Fresh from the success of one
horror flick, the team of Bipasha Basu, Dino Morea and Mukesh Bhatt comes up with another. Only, this one doesn't need any wraiths, specters or ghosts for horror - it's horrifies all by itself. If the point was to prove that Raaz wasn't a fluke, then this one is right on the button - it makes Raaz look like a masterpiece.
As further proof of the fact that nowadays filmmakers are getting spoilt by watching good movies, Gunaah is another attempt to create the powerful impact of the corrupt cop - vicious system tales a la Ghayal and Drohkaal. Prabha Narayan (Bipasha Basu) is a tall, good-looking, curvaceous, raunchy and honest police officer, in that order of importance to the movie. Backed by a custom-made flashback involving the death of a crooked police officer at her hands when she was a kid, she decides that she'll be a cop herself and rectify criminals ever after. If you didn't quite get how that flashback can lead to that decision, it's like this: since the days that people were using spears, pigeons have been vulnerable to attacks from professional amphibians, which is how solar eclipses are noticeable only during the day. The point is clear.

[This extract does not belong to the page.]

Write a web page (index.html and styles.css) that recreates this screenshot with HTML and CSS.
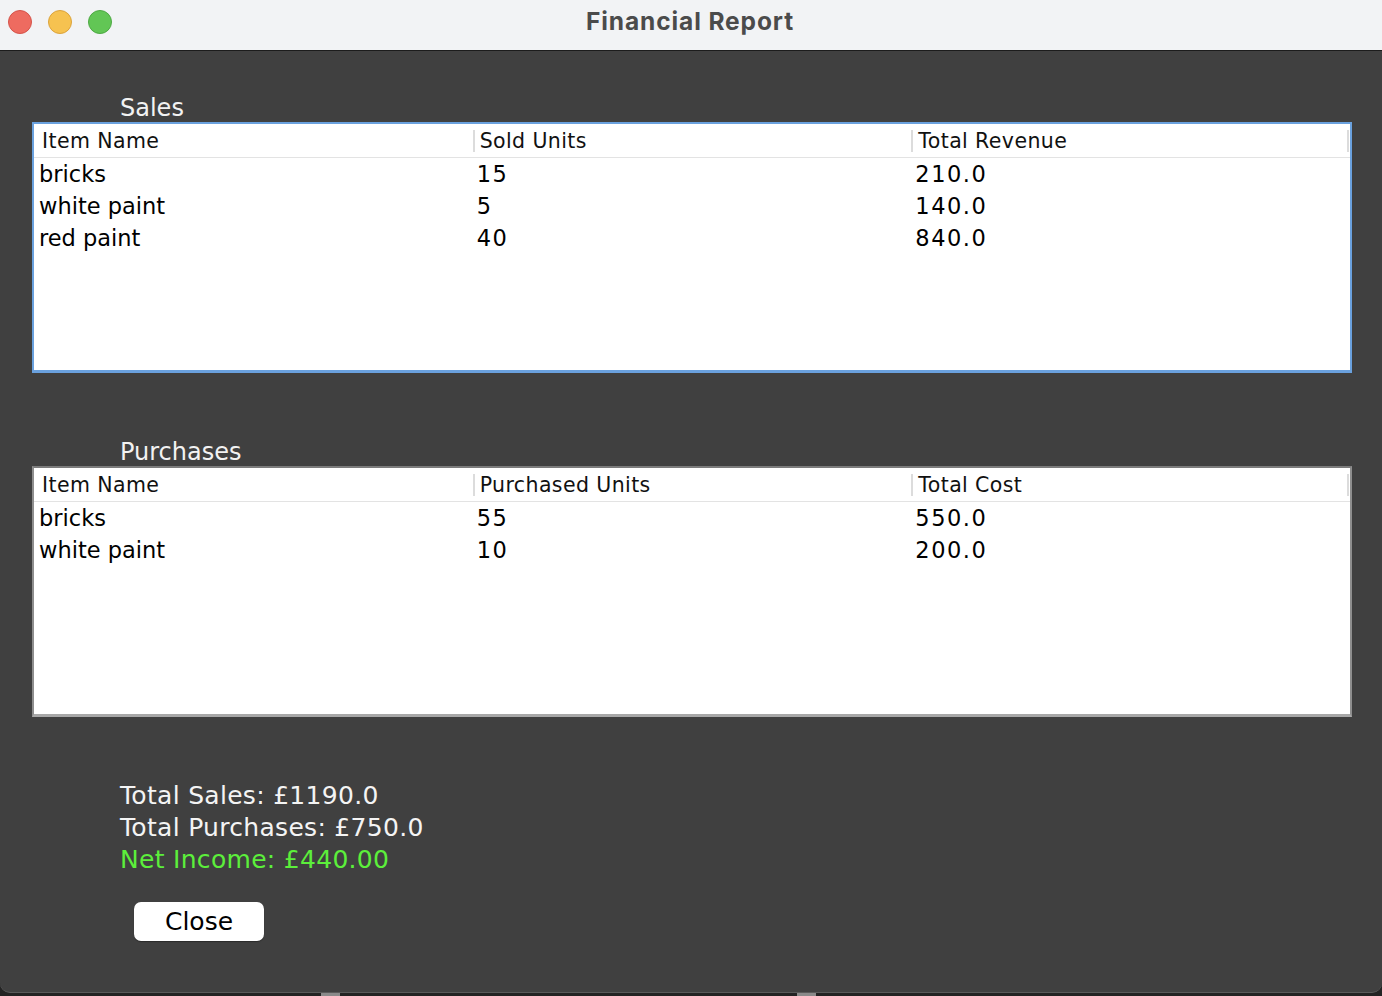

One day during her free time Prabha is chasing a fleeing murderer Aditya (Dino Morea), when she is about to get killed herself, and is rescued by Aditya, who as a result gets arrested. This leads to her getting soft, hot, randy etc. on him, then beating the bejesus out of him, and then him beating the bejesus out of himself.
Just when you are starting to think that you've strolled into some S/M flick by mistake, you get to know that Prabha actually wants to reform Aditya and that that's the only reason that she wants to seduce him. Well, the means justify the ends, and so there's Bipasha in some outfits that no police officer has been known to use to reform criminals so far.
Enter now the real villain, Inspector Digvijay Pande (Irfan Khan), who believes in more traditional approaches - which is good since you normally wouldn't want to see Digvijay Singh seducing Aditya, especially clad in the attires Bipasha's wearing. Now this guy has killed Aditya's dad, a fearless journalist who was poking his nose in places no journalist had ever poked his nose before, and that's why Aditya is after him and he is after Aditya. Understandably, he wants the case so that he can close it forever, and Prabha wants to keep it to herself so that she can ...er, reform Aditya (hee hee!). As for Aditya, he is mostly indifferent to the movie now.
Anyway, the movie plods along and ends sometime later. Bipasha has made a great progress in the kind of roles she gets now - the same, however, cannot be said of her acting. It's like she's concentrating on each dialogue as she utters it. Heck, that's for people who play Prime Minister. Dino doesn't have that problem since he doesn't have to talk at all, and looks like he's found his niche. Not a single terrorist will look up to him, thereby depriving him of recognition in the only special interest group that the role might've appealed to. In other news, Irfan Khan is okay, while Ashutosh Rana is totally wasted. The music is decent, with Jab Koi Dil Churaye deserving special mention.
Tip: People who watched this movie also read "Harry Potter And The Almost Legal Shemale".